• _Task description_
Each line of the material must be repeated precisely, with the pictures left out.

Begin

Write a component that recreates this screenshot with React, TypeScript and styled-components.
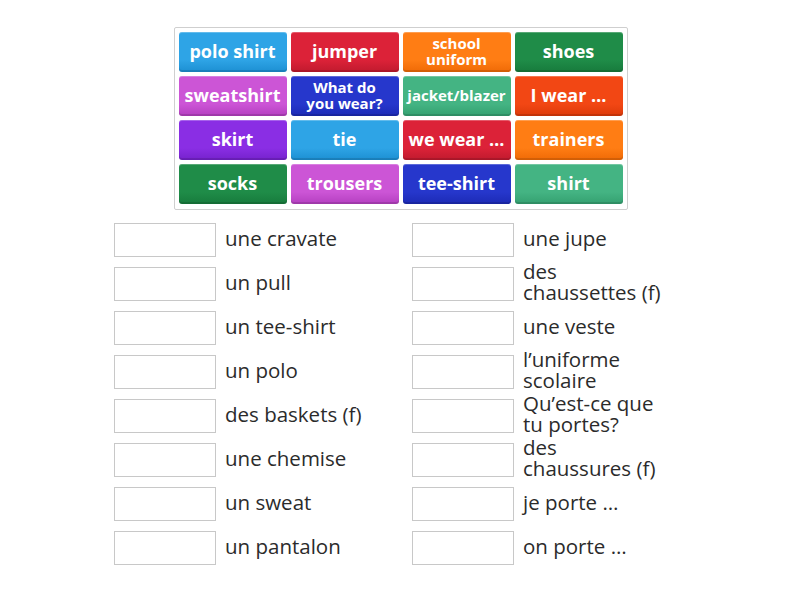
import React from "react";
import styled, { createGlobalStyle } from "styled-components";

const GlobalStyle = createGlobalStyle`
  html, body { margin: 0; padding: 0; background: #ffffff; }
  body { font-family: "Open Sans", "DejaVu Sans", sans-serif; }
`;

const Page = styled.div`
  width: 800px;
  height: 600px;
  padding-top: 27px;
  box-sizing: border-box;
  display: flex;
  flex-direction: column;
  align-items: center;
`;

const TileBoard = styled.div`
  display: grid;
  grid-template-columns: repeat(4, 108px);
  grid-auto-rows: 40px;
  gap: 4px;
  padding: 4px 4px 5px 4px;
  border: 1px solid #cfcfcf;
  border-radius: 2px;
  margin-left: 1px;
`;

const Tile = styled.div<{ $c: string; $d: string; $small?: boolean; $pad?: number }>`
  display: flex;
  align-items: center;
  justify-content: center;
  text-align: center;
  border-radius: 3px;
  background: linear-gradient(to bottom, ${(p) => p.$c} 0%, ${(p) => p.$c} 70%, ${(p) => p.$d} 100%);
  box-shadow: inset 0 1px 0 rgba(255, 255, 255, 0.25), inset 0 -2px 0 rgba(0, 0, 0, 0.12);
  color: #ffffff;
  font-family: "Open Sans", sans-serif;
  font-weight: 700;
  font-size: ${(p) => (p.$small ? "15px" : "18px")};
  line-height: ${(p) => (p.$small ? "16px" : "22px")};
  padding: 0 ${(p) => p.$pad ?? 2}px 2px;
  white-space: ${(p) => (p.$small ? "normal" : "nowrap")};
  overflow: hidden;
`;

const Answers = styled.div`
  margin-top: 13px;
  display: grid;
  grid-template-columns: repeat(2, 274px);
  column-gap: 24px;
  row-gap: 10px;
  grid-auto-flow: column;
  grid-template-rows: repeat(8, 34px);
`;

const Row = styled.div`
  display: flex;
  align-items: center;
  gap: 9px;
`;

const Slot = styled.div`
  flex: 0 0 auto;
  width: 100px;
  height: 32px;
  border: 1px solid #c8c8c8;
  background: #ffffff;
`;

const Label = styled.div`
  width: 142px;
  font-family: "Open Sans", sans-serif;
  font-size: 20.5px;
  line-height: 21px;
  color: #2b2b2b;
  padding-bottom: 4px;
`;

const BLUE = ["#2ea4e6", "#1c8fd2"];
const RED = ["#dc2238", "#c01a2e"];
const ORANGE = ["#ff7d14", "#ef6a06"];
const DGREEN = ["#1f8c48", "#177a3c"];
const MAGENTA = ["#cc55d6", "#b43fc0"];
const INDIGO = ["#2637cc", "#1c2ab5"];
const SEA = ["#44b483", "#34a070"];
const ORED = ["#f24714", "#dc3a0a"];
const PURPLE = ["#8a2ee4", "#7522cc"];

const tiles: { t: string; c: string[]; small?: boolean; pad?: number }[] = [
  { t: "polo shirt", c: BLUE },
  { t: "jumper", c: RED },
  { t: "school uniform", c: ORANGE, small: true, pad: 12 },
  { t: "shoes", c: DGREEN },
  { t: "sweatshirt", c: MAGENTA },
  { t: "What do you wear?", c: INDIGO, small: true, pad: 14 },
  { t: "jacket/blazer", c: SEA, small: true },
  { t: "I wear …", c: ORED },
  { t: "skirt", c: PURPLE },
  { t: "tie", c: BLUE },
  { t: "we wear …", c: RED },
  { t: "trainers", c: ORANGE },
  { t: "socks", c: DGREEN },
  { t: "trousers", c: MAGENTA },
  { t: "tee-shirt", c: INDIGO },
  { t: "shirt", c: SEA },
];

const answers = [
  "une cravate",
  "un pull",
  "un tee-shirt",
  "un polo",
  "des baskets (f)",
  "une chemise",
  "un sweat",
  "un pantalon",
  "une jupe",
  "des chaussettes (f)",
  "une veste",
  "l’uniforme scolaire",
  "Qu’est-ce que tu portes?",
  "des chaussures (f)",
  "je porte …",
  "on porte …",
];

export default function App() {
  return (
    <>
      <GlobalStyle />
      <Page>
        <TileBoard>
          {tiles.map((x, i) => (
            <Tile key={i} $c={x.c[0]} $d={x.c[1]} $small={x.small} $pad={x.pad}>
              {x.t}
            </Tile>
          ))}
        </TileBoard>
        <Answers>
          {answers.map((a, i) => (
            <Row key={i}>
              <Slot />
              <Label>{a}</Label>
            </Row>
          ))}
        </Answers>
      </Page>
    </>
  );
}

End

• _Result of the exercise_
Write a component that recreates this screenshot with React, TypeScript and styled-components.
import React from "react";
import styled, { createGlobalStyle } from "styled-components";

const GlobalStyle = createGlobalStyle`
  html, body { margin: 0; padding: 0; background: #ffffff; }
  body { font-family: "Open Sans", "DejaVu Sans", sans-serif; }
`;

const Page = styled.div`
  width: 800px;
  height: 600px;
  padding-top: 27px;
  box-sizing: border-box;
  display: flex;
  flex-direction: column;
  align-items: center;
`;

const TileBoard = styled.div`
  display: grid;
  grid-template-columns: repeat(4, 108px);
  grid-auto-rows: 40px;
  gap: 4px;
  padding: 4px 4px 5px 4px;
  border: 1px solid #cfcfcf;
  border-radius: 2px;
  margin-left: 1px;
`;

const Tile = styled.div<{ $c: string; $d: string; $small?: boolean; $pad?: number }>`
  display: flex;
  align-items: center;
  justify-content: center;
  text-align: center;
  border-radius: 3px;
  background: linear-gradient(to bottom, ${(p) => p.$c} 0%, ${(p) => p.$c} 70%, ${(p) => p.$d} 100%);
  box-shadow: inset 0 1px 0 rgba(255, 255, 255, 0.25), inset 0 -2px 0 rgba(0, 0, 0, 0.12);
  color: #ffffff;
  font-family: "Open Sans", sans-serif;
  font-weight: 700;
  font-size: ${(p) => (p.$small ? "15px" : "18px")};
  line-height: ${(p) => (p.$small ? "16px" : "22px")};
  padding: 0 ${(p) => p.$pad ?? 2}px 2px;
  white-space: ${(p) => (p.$small ? "normal" : "nowrap")};
  overflow: hidden;
`;

const Answers = styled.div`
  margin-top: 13px;
  display: grid;
  grid-template-columns: repeat(2, 274px);
  column-gap: 24px;
  row-gap: 10px;
  grid-auto-flow: column;
  grid-template-rows: repeat(8, 34px);
`;

const Row = styled.div`
  display: flex;
  align-items: center;
  gap: 9px;
`;

const Slot = styled.div`
  flex: 0 0 auto;
  width: 100px;
  height: 32px;
  border: 1px solid #c8c8c8;
  background: #ffffff;
`;

const Label = styled.div`
  width: 142px;
  font-family: "Open Sans", sans-serif;
  font-size: 20.5px;
  line-height: 21px;
  color: #2b2b2b;
  padding-bottom: 4px;
`;

const BLUE = ["#2ea4e6", "#1c8fd2"];
const RED = ["#dc2238", "#c01a2e"];
const ORANGE = ["#ff7d14", "#ef6a06"];
const DGREEN = ["#1f8c48", "#177a3c"];
const MAGENTA = ["#cc55d6", "#b43fc0"];
const INDIGO = ["#2637cc", "#1c2ab5"];
const SEA = ["#44b483", "#34a070"];
const ORED = ["#f24714", "#dc3a0a"];
const PURPLE = ["#8a2ee4", "#7522cc"];

const tiles: { t: string; c: string[]; small?: boolean; pad?: number }[] = [
  { t: "polo shirt", c: BLUE },
  { t: "jumper", c: RED },
  { t: "school uniform", c: ORANGE, small: true, pad: 12 },
  { t: "shoes", c: DGREEN },
  { t: "sweatshirt", c: MAGENTA },
  { t: "What do you wear?", c: INDIGO, small: true, pad: 14 },
  { t: "jacket/blazer", c: SEA, small: true },
  { t: "I wear …", c: ORED },
  { t: "skirt", c: PURPLE },
  { t: "tie", c: BLUE },
  { t: "we wear …", c: RED },
  { t: "trainers", c: ORANGE },
  { t: "socks", c: DGREEN },
  { t: "trousers", c: MAGENTA },
  { t: "tee-shirt", c: INDIGO },
  { t: "shirt", c: SEA },
];

const answers = [
  "une cravate",
  "un pull",
  "un tee-shirt",
  "un polo",
  "des baskets (f)",
  "une chemise",
  "un sweat",
  "un pantalon",
  "une jupe",
  "des chaussettes (f)",
  "une veste",
  "l’uniforme scolaire",
  "Qu’est-ce que tu portes?",
  "des chaussures (f)",
  "je porte …",
  "on porte …",
];

export default function App() {
  return (
    <>
      <GlobalStyle />
      <Page>
        <TileBoard>
          {tiles.map((x, i) => (
            <Tile key={i} $c={x.c[0]} $d={x.c[1]} $small={x.small} $pad={x.pad}>
              {x.t}
            </Tile>
          ))}
        </TileBoard>
        <Answers>
          {answers.map((a, i) => (
            <Row key={i}>
              <Slot />
              <Label>{a}</Label>
            </Row>
          ))}
        </Answers>
      </Page>
    </>
  );
}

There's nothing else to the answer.